The second medium recommended by Miss Tubby was Mrs. Tellier, the widow of Louis Tellier, a French golfer who hung himself in a shelter on the grounds of the Brae Burn Country Club in Newton, Massachusetts.


I have yet to find out a thing about Mrs. Tellier, who refused to sit with Mrs. Wenberg. She told Mrs. Wenberg she was “not taking any more sitters for a couple of weeks, due to physical and emotional fatigue.”  

Update:  a relative of Mrs. Tellier (Sheila Ryan) has very kindly sent me a photograph of Mrs. Ella Tellier.  She is the one in white in the back row at the left.  Sheila doesn’t know a lot about her, but she is going to try to find out more and she said she would share what she learned.  Thank you Sheila, and thank you for the photograph.

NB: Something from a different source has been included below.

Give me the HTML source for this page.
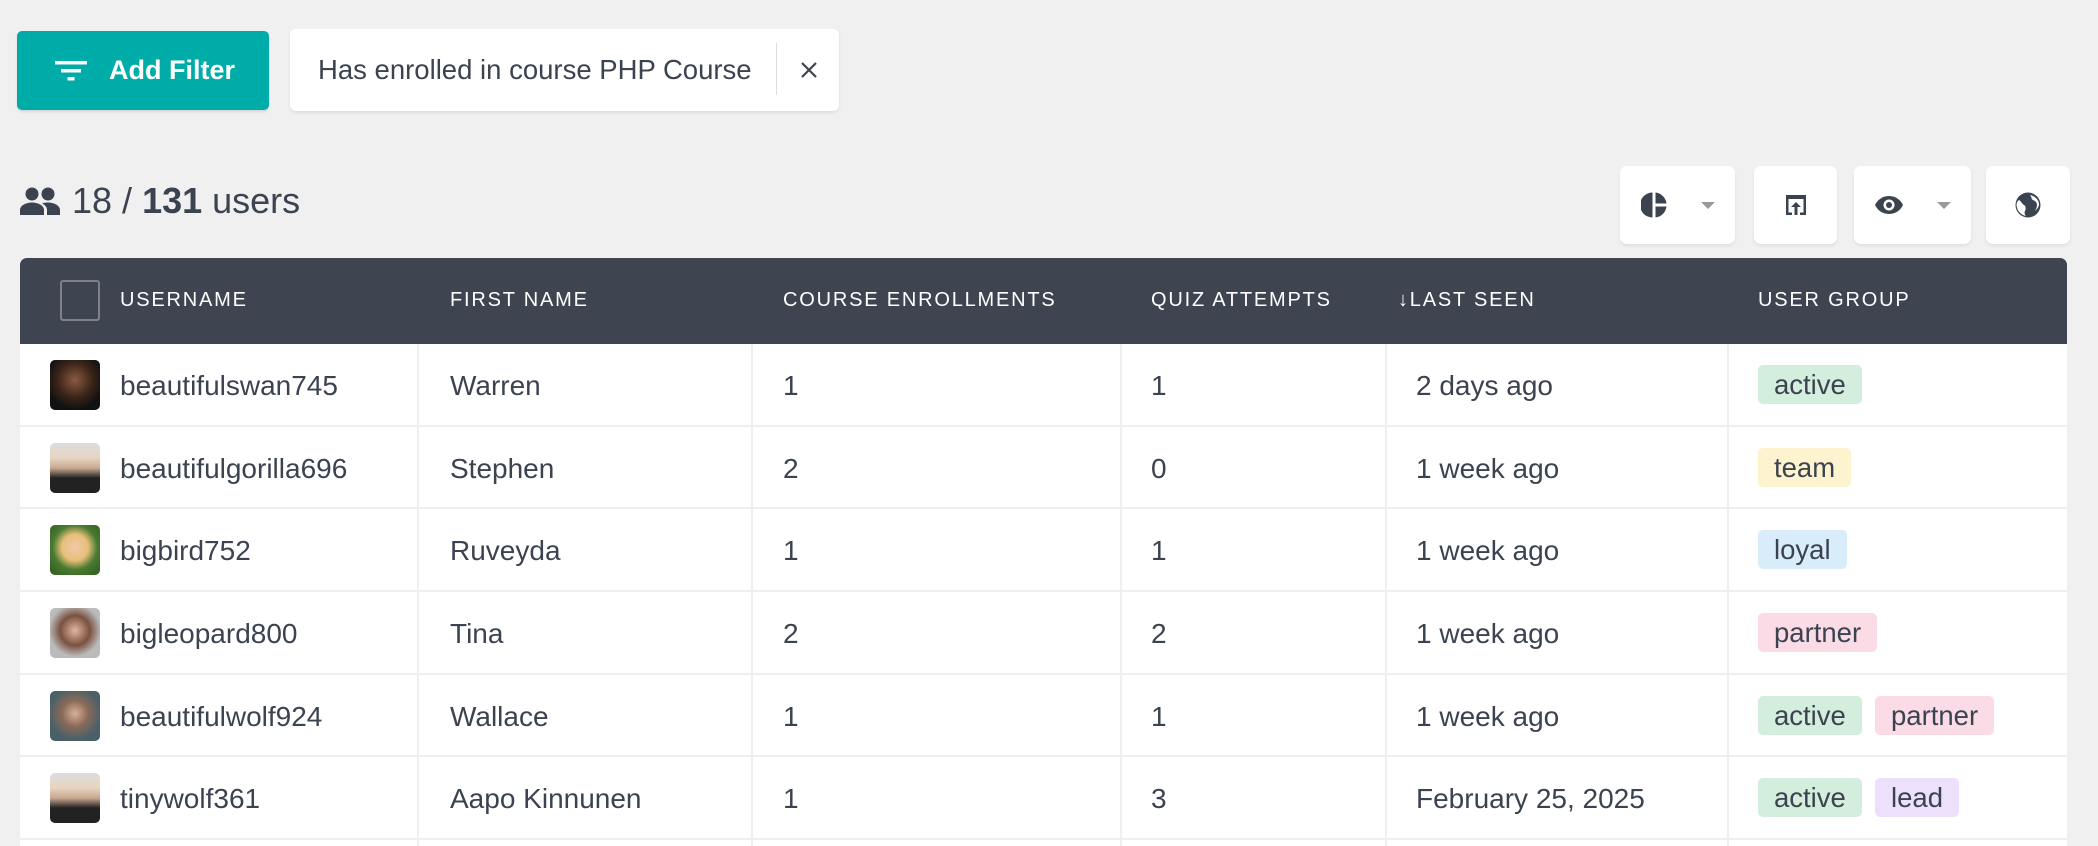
<!DOCTYPE html>
<html style="width:2098px;height:846px;overflow:hidden"><head><meta charset="utf-8"><style>
*{box-sizing:border-box;margin:0;padding:0}
body{width:2098px;height:846px;background:#f0f0f0;font-family:"Liberation Sans",Arial,sans-serif;color:#3c4350;position:relative;overflow:hidden}
.abs{position:absolute}
.btn{left:17px;top:31px;width:252px;height:79px;background:#00aca8;border-radius:5px;color:#fff;font-weight:bold;font-size:27px;display:flex;align-items:center;padding-left:38px;box-shadow:0 2px 2px rgba(0,0,0,.1)}
.chip{left:290px;top:29px;width:549px;height:82px;background:#fff;border-radius:6px;box-shadow:0 2px 3px rgba(0,0,0,.08);font-size:27.5px;display:flex;align-items:center;padding-left:28px}
.chip .div{position:absolute;left:486px;top:14px;width:1px;height:52px;background:#ddd}
.tb{top:166px;height:78px;background:#fff;border-radius:7px;box-shadow:0 2px 3px rgba(0,0,0,.07);display:flex;align-items:center;justify-content:center}
.caret{width:0;height:0;border-left:7px solid transparent;border-right:7px solid transparent;border-top:7px solid #999;margin-left:34px}
.table{left:20px;top:258px;width:2047px;height:588px;background:#fff;border-radius:7px 7px 0 0;overflow:hidden}
.head{height:86px;background:#3e4450;color:#fff;font-size:20px;letter-spacing:1.8px;position:relative}
.head span{position:absolute;top:31px}
.row{height:82.7px;border-bottom:2px solid #efefef;position:relative;font-size:28px}
.row>span{position:absolute;top:26px}
.vl{position:absolute;top:344px;width:2px;height:502px;background:#efefef}
.av{position:absolute;left:30px;top:16px;width:50px;height:50px;border-radius:5px}
.b{position:absolute;top:21px;height:39px;border-radius:5px;padding:0 16px;line-height:39px;font-size:27.5px}
.ac{background:#d3eedd}.te{background:#fdf3cf}.lo{background:#d9ecfa}.pa{background:#fadbe6}.le{background:#ece0fc}
</style></head><body>
<div class="abs btn"><svg width="32" height="22" viewBox="0 0 32 22" style="margin-right:22px"><rect x="0" y="1" width="32" height="3.5" fill="#fff"/><rect x="6" y="9" width="20" height="3.5" fill="#fff"/><rect x="12.5" y="17" width="7" height="3.5" fill="#fff"/></svg>Add Filter</div>
<div class="abs chip">Has enrolled in course PHP Course<div class="div"></div><svg class="abs" style="left:510px;top:32px" width="18" height="18" viewBox="0 0 18 18"><path d="M2 2L16 16M16 2L2 16" stroke="#3c4350" stroke-width="2.2"/></svg></div>
<svg class="abs" style="left:20px;top:187px" width="40" height="28" viewBox="0 0 40 28"><circle cx="12" cy="7" r="6.5" fill="#3c4350"/><circle cx="28" cy="7" r="6.5" fill="#3c4350"/><path d="M0 28V23C0 18 7 15.5 12 15.5S24 18 24 23V28Z" fill="#3c4350"/><path d="M22 16.5C24 15.8 26 15.5 28 15.5C33 15.5 40 18 40 23V28H27V23C27 20 25 18 22 16.5Z" fill="#3c4350"/></svg>
<div class="abs" style="left:72px;top:180px;font-size:36px">18 / <b>131</b> users</div>
<div class="abs tb" style="left:1620px;width:115px"><svg width="26" height="26" viewBox="0 0 26 26"><path d="M11.5 0.5A12.5 12.5 0 0 0 11.5 25.5Z" fill="#3c4350"/><path d="M14.5 0.5A12.5 12.5 0 0 1 25.5 11.5H14.5Z" fill="#3c4350"/><path d="M14.5 14.5H25.5A12.5 12.5 0 0 1 14.5 25.5Z" fill="#3c4350"/></svg><div class="caret"></div></div>
<div class="abs tb" style="left:1754px;width:83px"><svg width="24" height="22" viewBox="0 0 24 22"><path d="M2 1H22V21H16V18.5H19.5V5H4.5V18.5H8V21H2Z" fill="#3c4350"/><path d="M12 8L7 13H10.5V21H13.5V13H17Z" fill="#3c4350"/></svg></div>
<div class="abs tb" style="left:1854px;width:117px"><svg width="28" height="18" viewBox="0 0 28 18"><path d="M14 0C7 0 2 4.5 0 9C2 13.5 7 18 14 18S26 13.5 28 9C26 4.5 21 0 14 0Z" fill="#3c4350"/><circle cx="14" cy="9" r="5.5" fill="#fff"/><circle cx="14" cy="9" r="3" fill="#3c4350"/></svg><div class="caret"></div></div>
<div class="abs tb" style="left:1986px;width:84px"><svg width="26" height="26" viewBox="0 0 26 26"><circle cx="13" cy="13" r="12.5" fill="#3c4350"/><path d="M4 8C6 9 7 12 9 13C11 14 11 17 10 19C9 21 10 23 11 24C6 23 2 19 1.5 13C1.5 11 2.5 9 4 8Z" fill="#fff"/><path d="M15 3C17 5 16 7 18 8C20 9 22 10 22 13C22 15 21 17 20 19C22 17 24 15 24 12C24 8 20 4 15 3Z" fill="#fff"/></svg></div>
<div class="abs table">
<div class="head"><div style="position:absolute;left:40px;top:22px;width:40px;height:41px;border:2px solid #7d828a;border-radius:3px"></div>
<span style="left:100px">USERNAME</span><span style="left:430px">FIRST NAME</span><span style="left:763px">COURSE ENROLLMENTS</span><span style="left:1131px">QUIZ ATTEMPTS</span><span style="left:1378px">↓LAST SEEN</span><span style="left:1738px">USER GROUP</span></div>
<div class="row"><div class="av" style="background:radial-gradient(circle at 50% 40%,#8a5a40 0,#3a2418 45%,#111 75%)"></div><span style="left:100px">beautifulswan745</span><span style="left:430px">Warren</span><span style="left:763px">1</span><span style="left:1131px">1</span><span style="left:1396px">2 days ago</span><div class="b ac" style="left:1738px">active</div></div>
<div class="row"><div class="av" style="background:linear-gradient(#ddd 0,#e8d4c0 30%,#c8a890 50%,#222 70%,#222 100%)"></div><span style="left:100px">beautifulgorilla696</span><span style="left:430px">Stephen</span><span style="left:763px">2</span><span style="left:1131px">0</span><span style="left:1396px">1 week ago</span><div class="b te" style="left:1738px">team</div></div>
<div class="row"><div class="av" style="background:radial-gradient(circle at 50% 45%,#f0c8a8 0,#e8c07a 35%,#4a7a30 60%,#2f5a20 100%)"></div><span style="left:100px">bigbird752</span><span style="left:430px">Ruveyda</span><span style="left:763px">1</span><span style="left:1131px">1</span><span style="left:1396px">1 week ago</span><div class="b lo" style="left:1738px">loyal</div></div>
<div class="row"><div class="av" style="background:radial-gradient(circle at 50% 45%,#e0b8a0 0,#7a5040 40%,#bbb 70%)"></div><span style="left:100px">bigleopard800</span><span style="left:430px">Tina</span><span style="left:763px">2</span><span style="left:1131px">2</span><span style="left:1396px">1 week ago</span><div class="b pa" style="left:1738px">partner</div></div>
<div class="row"><div class="av" style="background:radial-gradient(circle at 50% 45%,#d8b098 0,#8a6a58 35%,#4a6068 70%)"></div><span style="left:100px">beautifulwolf924</span><span style="left:430px">Wallace</span><span style="left:763px">1</span><span style="left:1131px">1</span><span style="left:1396px">1 week ago</span><div class="b ac" style="left:1738px">active</div><div class="b pa" style="left:1855px">partner</div></div>
<div class="row"><div class="av" style="background:linear-gradient(#ddd 0,#e8d4c0 30%,#c8a890 50%,#222 70%,#222 100%)"></div><span style="left:100px">tinywolf361</span><span style="left:430px">Aapo Kinnunen</span><span style="left:763px">1</span><span style="left:1131px">3</span><span style="left:1396px">February 25, 2025</span><div class="b ac" style="left:1738px">active</div><div class="b le" style="left:1855px">lead</div></div>
</div>
<div class="vl" style="left:417px"></div><div class="vl" style="left:751px"></div><div class="vl" style="left:1120px"></div><div class="vl" style="left:1385px"></div><div class="vl" style="left:1727px"></div>
</body></html>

Meanwhile Mrs. Wenberg continued to visit mediums, whether they were recommended by Miss Tubby or not. She tried to see someone named Eddie MacKay, but at the time MacKay was “very skittish and would not see me unless I was vouched for personally or by letter by my informant,” who was not named. The unnamed informant in turn recommended a medium named Edward L. Thorne.

However, in her letter Mrs. Wenberg describes Thorne as “the most mercenary and unmitigated fake. He holds no private sittings—why should he, since he gets a dollar for an average of 2 1/2 minutes of drivel at his public meetings and must pull down $75 dollars easily every night.”

Thorne is to the far left in this picture, which is from a June 16, 1941 Life Magazine article about the skeptic Joseph Dunninger. Mrs. Wenberg said Thorne looked “something like an older edition of Orson Wells” and I can see it. That’s Dunninger on the other side of the table.

Mrs. Wenberg attended two of Thorne’s public sittings and her accounts are quite detailed. But when it came to Thorne, Mrs. Wenberg sided with Dunninger. “… it is sickening to see such creatures battening on the credulity and perhaps grief, of people. Not the least distressing thing is to have individuals who seem to be intelligent recommend frauds to one. It makes me doubt what one reads in even apparently well-authenticated books.”